RECORDS FOR THE TASK:
═══
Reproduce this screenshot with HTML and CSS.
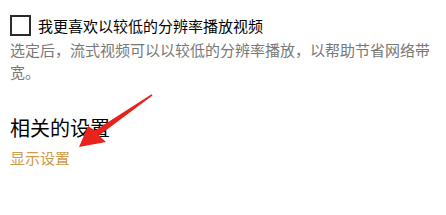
FILE: index.html
```html
<!DOCTYPE html>
<html lang="zh-CN">
<head>
    <meta charset="UTF-8">
    <title>视频播放设置</title>
    <link rel="stylesheet" href="styles.css">
</head>
<body>
    <div class="settings">
        <label class="option">
            <span class="box"></span>
            <span>我更喜欢以较低的分辨率播放视频</span>
        </label>
        <p class="desc">选定后，流式视频可以以较低的分辨率播放，以帮助节省网络带宽。</p>

        <h2>相关的设置</h2>
        <a class="link" href="#">显示设置</a>
    </div>

    <!-- red arrow pointing at the link -->
    <svg class="arrow" width="446" height="215" viewBox="0 0 446 215">
        <polygon fill="#e8231c" points="152.5,95.5 151.5,94.2 95,130.5 88,126 79,147 106,142 99,135.5"/>
    </svg>
</body>
</html>
```

FILE: styles.css
```css
body {
    margin: 0;
    background: #ffffff;
    font-family: "Noto Sans CJK SC", "Noto Sans", sans-serif;
    color: #000;
}
.settings {
    padding: 15px 10px 0 10px;
}
.option {
    display: flex;
    align-items: center;
    gap: 7px;
    height: 21px;
    font-size: 15px;
    line-height: 21px;
}
.box {
    width: 17px;
    height: 17px;
    border: 2px solid #2b2b2b;
}
.desc {
    margin: 3px 0 0 0;
    font-size: 15px;
    line-height: 22px;
    color: #777;
}
h2 {
    margin: 31px 0 0 0;
    font-size: 20px;
    font-weight: normal;
    line-height: 28px;
}
.link {
    display: block;
    margin-top: 5px;
    font-size: 15px;
    line-height: 22px;
    color: #cc9c4c;
    text-decoration: none;
}
.arrow {
    position: absolute;
    left: 0;
    top: 0;
}
```
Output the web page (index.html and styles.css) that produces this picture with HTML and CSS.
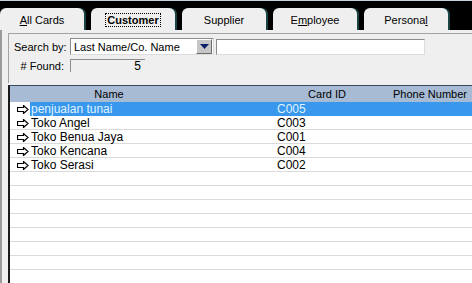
FILE: index.html
```html
<!DOCTYPE html>
<html lang="en">
<head>
    <meta charset="UTF-8">
    <title>Card File</title>
    <link rel="stylesheet" href="styles.css">
</head>
<body>
    <div class="tabbar">
        <div class="tab"><u>A</u>ll Cards</div>
        <div class="tab active"><span class="focus">Customer</span></div>
        <div class="tab">Supplier</div>
        <div class="tab">E<u>m</u>ployee</div>
        <div class="tab">Persona<u>l</u></div>
    </div>

    <div class="panel">
        <div class="search">
            <div class="search-row">
                <label class="lbl">Search by:</label>
                <div class="select">
                    <span>Last Name/Co. Name</span>
                    <span class="drop">
                        <svg width="9" height="5" viewBox="0 0 9 5"><polygon points="0,0 9,0 4.5,5" fill="#0a1f6b"/></svg>
                    </span>
                </div>
                <div class="textbox"></div>
            </div>
            <div class="search-row">
                <label class="lbl">#&nbsp;Found:</label>
                <div class="found">5</div>
            </div>
        </div>

        <div class="grid">
            <div class="grid-head">
                <span class="h-name">Name</span>
                <span class="h-card">Card ID</span>
                <span class="h-phone">Phone Number</span>
            </div>
            <div class="rows" id="rows"></div>
        </div>
    </div>

    <script>
        const cards = [
            { name: 'penjualan tunai', id: 'C005' },
            { name: 'Toko Angel', id: 'C003' },
            { name: 'Toko Benua Jaya', id: 'C001' },
            { name: 'Toko Kencana', id: 'C004' },
            { name: 'Toko Serasi', id: 'C002' }
        ];
        const arrow = '<svg width="12" height="9" viewBox="0 0 12 9"><path d="M0.5 2.5 H6.5 V0.5 L11 4.5 L6.5 8.5 V6.5 H0.5 Z" fill="#fff" stroke="#000" stroke-width="1.2"/></svg>';
        const rows = document.getElementById('rows');
        let html = '';
        cards.forEach((c, i) => {
            html += '<div class="row' + (i === 0 ? ' selected' : '') + '">' +
                '<span class="icon">' + arrow + '</span>' +
                '<span class="cell-name">' + c.name + '</span>' +
                '<span class="cell-id">' + c.id + '</span>' +
                '<span class="cell-phone"></span></div>';
        });
        for (let i = 0; i < 10; i++) {
            html += '<div class="row empty"></div>';
        }
        rows.innerHTML = html;
    </script>
</body>
</html>
```

FILE: styles.css
```css
body {
    margin: 0;
    font-family: "Liberation Sans", Arial, sans-serif;
    font-size: 11px;
    color: #000;
    background-color: #efefef;
    height: 283px;
    overflow: hidden;
}
.tabbar {
    display: flex;
    gap: 7px;
    height: 22px;
    padding-top: 7px;
    background-color: #000;
    border-top: 1px solid #c9d3dd;
}
.tab {
    width: 84px;
    height: 22px;
    line-height: 24px;
    text-align: center;
    background-color: #efefef;
    border-radius: 6px 6px 0 0;
    box-shadow: 2px 0 0 #1b4444;
}
.tab.active {
    font-weight: bold;
}
.tab .focus {
    outline: 1px dotted #000;
    padding: 0 1px;
}
.panel {
    border-left: 2px solid #9a9a9a;
    padding: 3px 0 0 6px;
    height: 254px;
}
.search {
    border-top: 1px solid #a3a3a3;
    border-left: 1px solid #a3a3a3;
    height: 45px;
    padding: 4px 0 0 5px;
    display: flex;
    flex-direction: column;
    gap: 4px;
}
.search-row {
    display: flex;
    align-items: center;
    gap: 6px;
}
.lbl {
    width: 50px;
    text-align: right;
    white-space: nowrap;
}
.select {
    width: 139px;
    height: 15px;
    background-color: #fff;
    border: 1px solid #8c8c8c;
    border-right-color: #dcdcdc;
    border-bottom-color: #dcdcdc;
    display: flex;
    align-items: center;
    justify-content: space-between;
    padding-left: 3px;
}
.drop {
    width: 14px;
    height: 13px;
    background-color: #c6c6c6;
    border: 1px solid #fff;
    border-right-color: #6e6e6e;
    border-bottom-color: #6e6e6e;
    display: flex;
    align-items: center;
    justify-content: center;
    margin-right: 1px;
}
.textbox {
    width: 207px;
    height: 14px;
    background-color: #fff;
    border: 1px solid #8c8c8c;
    border-right-color: #dcdcdc;
    border-bottom-color: #dcdcdc;
    margin-left: -4px;
}
.found {
    width: 70px;
    height: 12px;
    line-height: 12px;
    border-top: 1px solid #8c8c8c;
    border-left: 1px solid #8c8c8c;
    text-align: right;
    padding-right: 4px;
    font-size: 12px;
}
.grid {
    margin-top: 2px;
    border-left: 2px solid #1a1a1a;
    border-top: 1px solid #3a4a60;
    background-color: #fff;
    height: 200px;
    overflow: hidden;
}
.grid-head {
    display: flex;
    height: 16px;
    line-height: 16px;
    background-color: #a7bbd5;
}
.h-name {
    width: 198px;
    text-align: center;
}
.h-card {
    width: 138px;
    text-align: right;
}
.h-phone {
    flex: 1;
    text-align: right;
    padding-right: 5px;
}
.row {
    display: grid;
    grid-template-columns: 20px 247px 84px 1fr;
    height: 14px;
    line-height: 14px;
    border-bottom: 1px solid #dadada;
    box-sizing: border-box;
    font-size: 12px;
}
.row .icon {
    display: flex;
    align-items: center;
    justify-content: flex-end;
    padding-right: 1px;
}
.row .cell-name {
    padding-left: 1px;
}
.row.selected {
    border-bottom-color: #fff;
}
.row.selected .cell-name,
.row.selected .cell-id,
.row.selected .cell-phone {
    background-color: #3a97ee;
    color: #dff4ff;
}
```
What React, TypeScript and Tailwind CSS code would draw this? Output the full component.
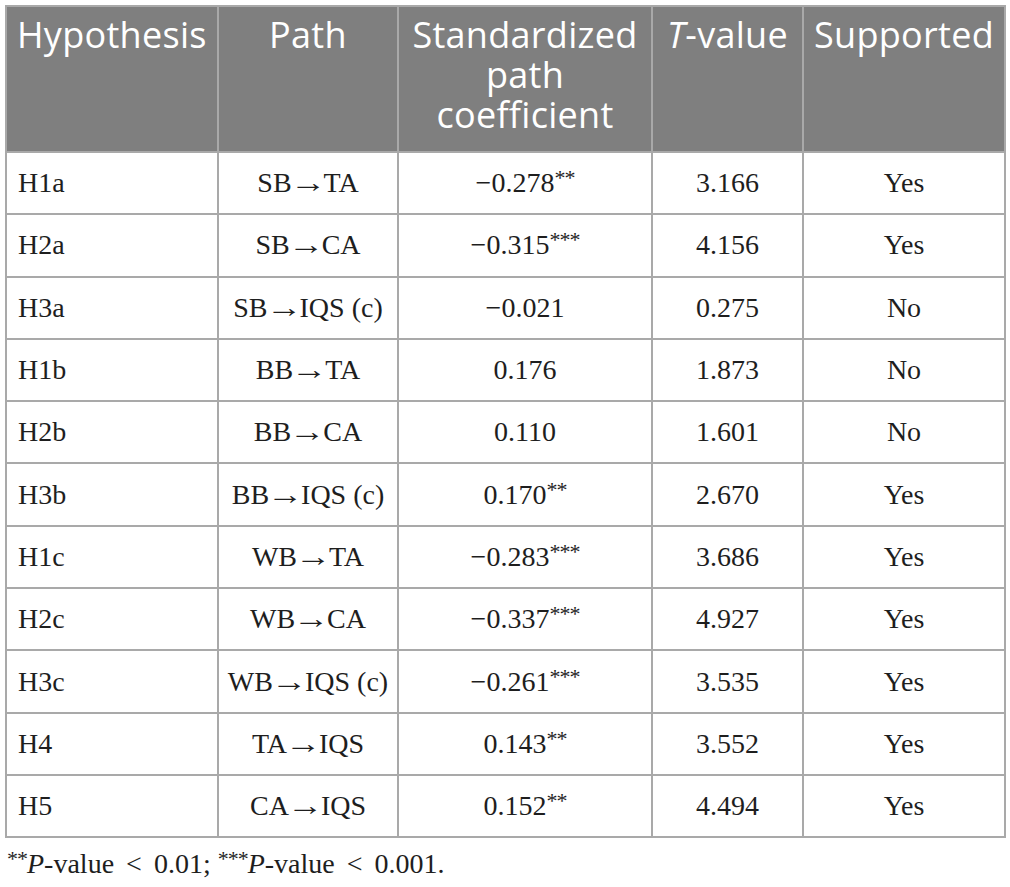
═══
TASK BRIEF:
Every line of the records that includes the word "this" should be gathered.

WRITTEN SOLUTION:
Reproduce this screenshot with HTML and CSS.
Output the web page (index.html and styles.css) that produces this picture with HTML and CSS.
What React, TypeScript and Tailwind CSS code would draw this? Output the full component.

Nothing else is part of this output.